• What to do
Find and copy lines holding "React".

━━━ Information supplied

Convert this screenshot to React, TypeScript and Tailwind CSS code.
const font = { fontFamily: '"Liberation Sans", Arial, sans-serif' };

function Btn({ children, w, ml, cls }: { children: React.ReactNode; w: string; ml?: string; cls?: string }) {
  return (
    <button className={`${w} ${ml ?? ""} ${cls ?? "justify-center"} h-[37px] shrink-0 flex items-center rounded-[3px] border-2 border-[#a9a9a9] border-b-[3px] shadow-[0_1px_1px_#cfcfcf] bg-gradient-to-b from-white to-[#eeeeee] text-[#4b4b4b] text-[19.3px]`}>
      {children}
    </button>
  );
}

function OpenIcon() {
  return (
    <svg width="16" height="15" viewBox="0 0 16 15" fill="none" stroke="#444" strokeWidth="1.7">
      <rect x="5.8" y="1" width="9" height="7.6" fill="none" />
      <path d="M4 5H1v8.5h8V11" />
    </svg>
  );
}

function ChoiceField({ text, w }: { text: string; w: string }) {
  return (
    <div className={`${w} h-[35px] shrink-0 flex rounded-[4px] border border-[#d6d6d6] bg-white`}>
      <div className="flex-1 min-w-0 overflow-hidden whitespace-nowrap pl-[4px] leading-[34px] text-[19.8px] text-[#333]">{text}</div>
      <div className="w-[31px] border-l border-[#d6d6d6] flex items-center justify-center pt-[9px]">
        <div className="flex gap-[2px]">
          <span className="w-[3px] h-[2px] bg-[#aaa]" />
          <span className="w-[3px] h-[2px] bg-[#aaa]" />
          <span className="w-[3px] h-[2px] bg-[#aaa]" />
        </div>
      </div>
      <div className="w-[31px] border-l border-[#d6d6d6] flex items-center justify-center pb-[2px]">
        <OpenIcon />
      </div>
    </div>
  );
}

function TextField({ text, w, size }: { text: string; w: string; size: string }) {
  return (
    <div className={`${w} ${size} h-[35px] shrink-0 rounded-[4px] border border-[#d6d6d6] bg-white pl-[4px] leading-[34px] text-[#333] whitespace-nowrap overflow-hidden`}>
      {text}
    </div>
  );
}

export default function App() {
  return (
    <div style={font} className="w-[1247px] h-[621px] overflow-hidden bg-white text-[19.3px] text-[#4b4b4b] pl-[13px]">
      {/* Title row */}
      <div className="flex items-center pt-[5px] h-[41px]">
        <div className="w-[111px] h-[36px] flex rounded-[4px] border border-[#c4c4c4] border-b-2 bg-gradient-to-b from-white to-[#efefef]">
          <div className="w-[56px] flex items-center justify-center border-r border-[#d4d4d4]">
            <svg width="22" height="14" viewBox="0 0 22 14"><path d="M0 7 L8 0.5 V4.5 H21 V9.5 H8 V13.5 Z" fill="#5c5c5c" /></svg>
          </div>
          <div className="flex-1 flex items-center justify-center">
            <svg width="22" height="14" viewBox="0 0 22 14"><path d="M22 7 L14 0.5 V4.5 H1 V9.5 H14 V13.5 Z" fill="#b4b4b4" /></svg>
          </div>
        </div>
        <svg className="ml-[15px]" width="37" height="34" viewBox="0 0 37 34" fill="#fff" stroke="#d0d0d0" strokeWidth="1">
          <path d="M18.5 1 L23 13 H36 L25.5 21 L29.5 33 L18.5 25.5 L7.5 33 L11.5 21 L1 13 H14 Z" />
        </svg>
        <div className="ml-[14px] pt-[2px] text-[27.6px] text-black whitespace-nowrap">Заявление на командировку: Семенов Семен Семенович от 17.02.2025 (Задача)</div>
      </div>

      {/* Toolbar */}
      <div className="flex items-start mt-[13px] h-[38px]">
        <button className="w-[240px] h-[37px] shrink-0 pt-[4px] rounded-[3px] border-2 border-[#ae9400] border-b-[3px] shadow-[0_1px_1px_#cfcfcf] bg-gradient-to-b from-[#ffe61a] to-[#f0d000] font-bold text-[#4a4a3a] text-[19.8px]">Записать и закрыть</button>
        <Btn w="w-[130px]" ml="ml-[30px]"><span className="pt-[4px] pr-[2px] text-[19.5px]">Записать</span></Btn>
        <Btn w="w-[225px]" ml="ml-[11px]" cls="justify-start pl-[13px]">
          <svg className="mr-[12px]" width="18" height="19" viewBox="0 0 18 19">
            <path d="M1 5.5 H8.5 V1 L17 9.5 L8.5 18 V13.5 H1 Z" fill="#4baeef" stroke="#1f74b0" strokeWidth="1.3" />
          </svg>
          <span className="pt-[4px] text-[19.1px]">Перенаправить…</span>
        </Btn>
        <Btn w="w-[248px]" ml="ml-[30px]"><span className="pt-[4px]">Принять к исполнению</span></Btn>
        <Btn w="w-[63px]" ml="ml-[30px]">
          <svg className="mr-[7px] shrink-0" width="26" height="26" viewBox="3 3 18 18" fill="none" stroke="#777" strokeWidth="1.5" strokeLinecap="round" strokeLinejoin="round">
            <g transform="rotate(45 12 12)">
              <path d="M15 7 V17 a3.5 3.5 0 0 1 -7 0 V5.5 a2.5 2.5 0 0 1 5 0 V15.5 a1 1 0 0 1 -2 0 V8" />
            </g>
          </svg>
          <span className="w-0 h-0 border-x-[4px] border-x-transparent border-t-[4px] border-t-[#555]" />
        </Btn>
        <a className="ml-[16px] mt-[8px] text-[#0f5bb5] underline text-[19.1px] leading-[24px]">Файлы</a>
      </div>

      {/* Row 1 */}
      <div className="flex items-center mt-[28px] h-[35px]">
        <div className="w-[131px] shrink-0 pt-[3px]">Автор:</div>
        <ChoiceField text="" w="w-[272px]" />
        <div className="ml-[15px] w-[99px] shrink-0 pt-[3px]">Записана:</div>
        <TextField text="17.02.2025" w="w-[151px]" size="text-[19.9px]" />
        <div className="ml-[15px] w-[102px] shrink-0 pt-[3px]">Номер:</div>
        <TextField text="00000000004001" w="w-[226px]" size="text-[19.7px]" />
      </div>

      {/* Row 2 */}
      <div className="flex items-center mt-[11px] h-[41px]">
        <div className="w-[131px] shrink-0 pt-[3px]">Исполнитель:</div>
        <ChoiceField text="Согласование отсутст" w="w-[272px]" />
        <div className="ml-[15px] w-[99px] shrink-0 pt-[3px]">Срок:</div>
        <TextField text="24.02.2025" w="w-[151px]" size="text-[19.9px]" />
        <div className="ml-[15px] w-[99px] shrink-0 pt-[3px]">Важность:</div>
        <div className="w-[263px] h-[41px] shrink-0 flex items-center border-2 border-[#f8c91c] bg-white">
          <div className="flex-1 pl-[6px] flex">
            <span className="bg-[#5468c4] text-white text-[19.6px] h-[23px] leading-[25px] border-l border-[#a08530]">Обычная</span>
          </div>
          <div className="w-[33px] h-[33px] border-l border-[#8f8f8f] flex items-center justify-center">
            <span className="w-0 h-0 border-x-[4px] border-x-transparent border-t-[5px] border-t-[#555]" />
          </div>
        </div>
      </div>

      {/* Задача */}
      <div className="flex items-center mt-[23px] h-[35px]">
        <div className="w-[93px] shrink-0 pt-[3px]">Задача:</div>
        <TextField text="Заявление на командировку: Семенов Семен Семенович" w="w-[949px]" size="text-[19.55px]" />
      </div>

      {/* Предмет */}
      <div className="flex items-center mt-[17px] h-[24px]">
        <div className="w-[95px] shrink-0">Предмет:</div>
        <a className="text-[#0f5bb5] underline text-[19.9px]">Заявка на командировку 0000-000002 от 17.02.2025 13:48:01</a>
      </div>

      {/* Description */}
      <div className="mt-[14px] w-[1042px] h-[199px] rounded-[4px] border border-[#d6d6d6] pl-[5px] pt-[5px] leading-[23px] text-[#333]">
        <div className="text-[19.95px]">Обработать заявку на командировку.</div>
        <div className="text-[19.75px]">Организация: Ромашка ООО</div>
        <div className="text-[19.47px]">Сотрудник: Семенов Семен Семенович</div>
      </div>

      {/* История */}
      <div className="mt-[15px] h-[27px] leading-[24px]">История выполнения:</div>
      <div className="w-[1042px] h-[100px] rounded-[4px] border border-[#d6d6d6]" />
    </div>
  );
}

━━━━━━

• Output of the task
Convert this screenshot to React, TypeScript and Tailwind CSS code.
function Btn({ children, w, ml, cls }: { children: React.ReactNode; w: string; ml?: string; cls?: string }) {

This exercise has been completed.